The US administration invariably refutes the assumption that the plans for NMD deployment in Europe are directed against Moscow and its strategic deterrence forces. US officials explain them by the growing threat from Iran and North Korea. But specialists know that Tehran and Pyongyang are not in the equation: They do not have, and will hardly acquire in the next 40-50 years, missiles that can fly from the Korean peninsula or the Iranian plateau to America.

The reason is quite different, says Major General Vladimir Belous (Rtd.), a professor at the Academy of Military Sciences and prominent Russian expert on nuclear missiles. American military specialists make no secret of their belief that interception and destruction of missiles at the active phase of their trajectory over the territory of the potential adversary are the key element of any NMD system.

A strategic missile is most easily detected by space- and land-based reconnaissance systems at the launch phase, and it can be hit at the upward phase of the trajectory, before it goes supersonic. The upward phase of the trajectory for Russian missiles launched from nuclear submarines passes over North Atlantic, the Barents and White seas and the Arkhangelsk region, where the Russia's Plesetsk space center is located.

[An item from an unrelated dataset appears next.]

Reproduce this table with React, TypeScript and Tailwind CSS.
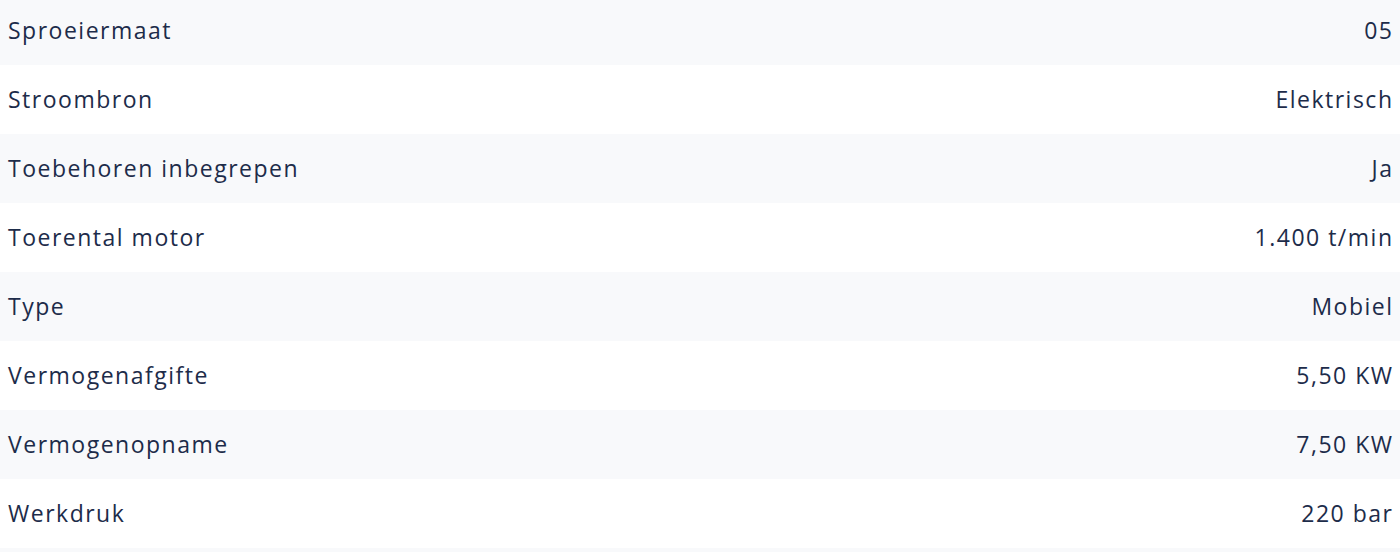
const specs: [string, string][] = [
  ["Sproeiermaat", "05"],
  ["Stroombron", "Elektrisch"],
  ["Toebehoren inbegrepen", "Ja"],
  ["Toerental motor", "1.400 t/min"],
  ["Type", "Mobiel"],
  ["Vermogenafgifte", "5,50 KW"],
  ["Vermogenopname", "7,50 KW"],
  ["Werkdruk", "220 bar"],
  ["", ""],
];

export default function App() {
  return (
    <div className="h-[552px] overflow-hidden bg-white">
      <div className="-mt-1 font-['Open_Sans',sans-serif] text-[23px] tracking-[1.5px] text-[#1d2c4a]">
        {specs.map(([label, value], i) => (
          <div
            key={i}
            className={`flex h-[69px] items-center justify-between pl-2 pr-[6.5px] ${
              i % 2 === 0 ? "bg-[#f8f9fb]" : "bg-white"
            }`}
          >
            <span>{label}</span>
            <span>{value}</span>
          </div>
        ))}
      </div>
    </div>
  );
}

Judging by foreign press reports, it is against these areas that the US early warning radars stationed in Greenland, Britain, Norway, Lithuania and Estonia are directed. The anti-missiles which the Pentagon plans to deploy at the Fylingdales base and at bases in Poland and the Czech Republic will be used to intercept Russian missiles launched from the above zones, say Russian experts. Interestingly, these US plans were uncovered nearly a year before they appeared in the press.

"Accordingly, we can expect the creation of two new anti-missile bases outside the national territory of the US, which, owing to their geographical location, can pose a threat to the Russian nuclear deterrence potential," runs a statement from the Russian Foreign Ministry's press department. According to it, "The US side has assured us that the US NMD system and its overseas bases are not targeted at Russia. However, we have not received to this day a reply to our question about guarantees of such 'non-targeting.' As long as we do not have the answer, Russia is bound to take into account a possible threat to its security."

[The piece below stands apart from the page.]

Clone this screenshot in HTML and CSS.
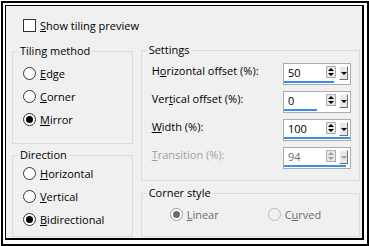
FILE: index.html
```html
<!DOCTYPE html>
<html lang="en">
<head>
	<meta charset="UTF-8">
	<title>Seamless Tiling</title>
	<link rel="stylesheet" href="styles.css">
</head>
<body>
	<div class="frame">
		<div class="dlg">
			<div class="check"><span class="box"></span><span><u>S</u>how tiling preview</span></div>
			<div class="cols">
				<div class="col left">
					<fieldset class="grp tiling">
						<legend>Tiling method</legend>
						<div class="body">
							<div class="radio"><span class="dot"></span><span><u>E</u>dge</span></div>
							<div class="radio"><span class="dot"></span><span><u>C</u>orner</span></div>
							<div class="radio on"><span class="dot"></span><span><u>M</u>irror</span></div>
						</div>
					</fieldset>
					<fieldset class="grp direction">
						<legend>Direction</legend>
						<div class="body">
							<div class="radio"><span class="dot"></span><span><u>H</u>orizontal</span></div>
							<div class="radio"><span class="dot"></span><span><u>V</u>ertical</span></div>
							<div class="radio on"><span class="dot"></span><span><u>B</u>idirectional</span></div>
						</div>
					</fieldset>
				</div>
				<div class="col right">
					<fieldset class="grp settings">
						<legend>Settings</legend>
						<div class="body">
							<div class="row">
								<span class="lbl">H<u>o</u>rizontal offset (%):</span>
								<div class="spin">
									<div class="spin-top"><span class="val">50</span><span class="arrows"><i class="up"></i><i class="down"></i></span><span class="drop"><i></i></span></div>
									<div class="bar" style="width:75%"></div>
								</div>
							</div>
							<div class="row">
								<span class="lbl">Ver<u>t</u>ical offset (%):</span>
								<div class="spin">
									<div class="spin-top"><span class="val">0</span><span class="arrows"><i class="up"></i><i class="down"></i></span><span class="drop"><i></i></span></div>
									<div class="bar" style="width:50%"></div>
								</div>
							</div>
							<div class="row">
								<span class="lbl"><u>W</u>idth (%):</span>
								<div class="spin">
									<div class="spin-top"><span class="val">100</span><span class="arrows"><i class="up"></i><i class="down"></i></span><span class="drop"><i></i></span></div>
									<div class="bar" style="width:100%"></div>
								</div>
							</div>
							<div class="row off">
								<span class="lbl"><u>T</u>ransition (%):</span>
								<div class="spin">
									<div class="spin-top"><span class="val">94</span><span class="arrows"><i class="up"></i><i class="down"></i></span><span class="drop"><i></i></span></div>
									<div class="bar" style="width:94%"></div>
								</div>
							</div>
						</div>
					</fieldset>
					<fieldset class="grp corner">
						<legend>Corner style</legend>
						<div class="body">
							<div class="radio on off linear"><span class="dot"></span><span><u>L</u>inear</span></div>
							<div class="radio off"><span class="dot"></span><span>C<u>u</u>rved</span></div>
						</div>
					</fieldset>
				</div>
			</div>
		</div>
	</div>
</body>
</html>
```
FILE: styles.css
```css
* {
	margin: 0;
	padding: 0;
	box-sizing: border-box;
}
body {
	background: #fff;
	font-family: "Open Sans", "Noto Sans", sans-serif;
	font-size: 11px;
	color: #000;
}
u {
	text-decoration: underline;
	text-underline-offset: 1px;
}
.frame {
	width: 368px;
	height: 245px;
	margin: 1px 0 0 1px;
	border: 2px solid #000;
	padding: 2px 2px 4px 2px;
}
.dlg {
	width: 359px;
	height: 235px;
	background: #f0f0f0;
	border: solid #000;
	border-width: 1px 2px 2px 1px;
	padding: 0 2px 0 6px;
	overflow: hidden;
}
.check {
	display: flex;
	align-items: center;
	height: 13px;
	margin: 13px 0 0 11px;
	gap: 4px;
	line-height: 14px;
}
.check .box {
	width: 13px;
	height: 13px;
	border: 1px solid #333;
	background: #fff;
}
.cols {
	display: flex;
	gap: 8px;
	margin-top: 11px;
}
.col {
	display: flex;
	flex-direction: column;
}
.left {
	width: 121px;
	padding-top: 1px;
}
.right {
	width: 220px;
}
.grp {
	border: 1px solid #dcdcdc;
	min-width: 0;
}
.grp legend {
	margin-left: 5px;
	padding: 0 2px;
	line-height: 14px;
	height: 14px;
}
.tiling {
	height: 100px;
}
.tiling .body {
	padding: 4px 0 0 10px;
}
.direction {
	height: 89px;
	margin-top: 4px;
}
.direction .body {
	padding-left: 10px;
}
.settings {
	height: 138px;
}
.settings .body {
	padding: 6px 8px 0 10px;
	display: flex;
	flex-direction: column;
	gap: 6px;
}
.corner {
	height: 51px;
	margin-top: 5px;
}
.corner .body {
	display: flex;
	padding: 3px 0 0 28px;
}
.radio {
	display: flex;
	align-items: center;
	height: 23px;
	gap: 4px;
	line-height: 14px;
}
.radio .dot {
	width: 13px;
	height: 13px;
	border: 1px solid #333;
	border-radius: 50%;
	background: #fff;
	display: flex;
	align-items: center;
	justify-content: center;
}
.radio.on .dot::after {
	content: "";
	width: 7px;
	height: 7px;
	border-radius: 50%;
	background: #000;
}
.radio.off {
	color: #6d6d6d;
}
.radio.off .dot {
	border-color: #bcbcbc;
	background: #f0f0f0;
}
.radio.off.on .dot {
	border-color: #9a9a9a;
	background: #fff;
}
.radio.off.on .dot::after {
	background: #6d6d6d;
}
.linear {
	width: 98px;
}
.row {
	display: flex;
	justify-content: space-between;
	align-items: flex-start;
	height: 22px;
}
.lbl {
	line-height: 16px;
}
.row.off .lbl {
	color: #a0a0a0;
}
.spin {
	width: 68px;
	height: 22px;
	border: 1px solid #acacac;
	background: #fff;
	padding-top: 1px;
	display: flex;
	flex-direction: column;
}
.spin-top {
	display: flex;
	height: 15px;
}
.val {
	flex: 1;
	padding-left: 4px;
	line-height: 15px;
}
.row.off .val {
	color: #6d6d6d;
}
.arrows {
	width: 10px;
	height: 12px;
	margin: 1px 3px 0 0;
	border: 1px solid #adadad;
	background: #e8e8e8;
	display: flex;
	flex-direction: column;
	align-items: center;
	justify-content: space-around;
}
.arrows i {
	width: 0;
	height: 0;
	border-left: 3px solid transparent;
	border-right: 3px solid transparent;
}
.arrows .up {
	border-bottom: 3px solid #000;
}
.arrows .down {
	border-top: 3px solid #000;
}
.drop {
	width: 9px;
	height: 14px;
	margin: 1px 2px 0 0;
	background: #e8e8e8;
	border: 1px solid;
	border-color: #fff #6d6d6d #6d6d6d #fff;
	display: flex;
	align-items: center;
	justify-content: center;
}
.drop i {
	width: 0;
	height: 0;
	border-left: 3px solid transparent;
	border-right: 3px solid transparent;
	border-top: 3px solid #000;
}
.row.off .arrows .up {
	border-bottom-color: #a0a0a0;
}
.row.off .arrows .down, .row.off .drop i {
	border-top-color: #a0a0a0;
}
.bar {
	height: 2px;
	margin-top: 1px;
	background: #3a8ee6;
}
```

It is clear how the US anti-missiles can threaten Russia's national security. General Ivashov and many other military experts who talked with this correspondent agree with the Foreign Ministry's conclusions. However, the Strategic Missile Force of Russia has many capabilities for evading interception and destruction over the national territory, they add.

Russia is too big for the PLV/EKV missiles to hit a Topol-M missile launched from Kartala in the Chelyabinsk region toward the Arctic and the Arctic Ocean. Likewise, the US missiles cannot intercept Russian missiles launched from a nuclear submarine deployed in the Arctic Ocean. Despite problems, the Russian nuclear missile forces can deliver a decapitating reply/retaliation strike, though we hope that it will never be necessary. The Kremlin will certainly "take the appropriate measures to ensure national security," the Foreign Ministry statement says.

What is worrying is that the leaders and the public of those countries where the Pentagon plans to deploy NMD elements should know that they endanger their countries by allowing others to deploy early warning radars and build anti-missile silos on their territory. Any rules of war, let alone the rules of a missile war, provide for the delivery of a first strike not at deep echelons of defense but at frontline defense systems. Only after neutralizing them can the attacking side move on, delivering strikes at communication and command centers, headquarters, arsenals and bases.

Other countries' missiles in one's territory, whatever their class, cannot bolster national security. On the contrary, they pose a direct threat to it, because they mean that the given country adds the coordinates of its homes to the flight tasks of others' missiles/strategists. It is unlikely that British and Polish citizens need this for a safer life.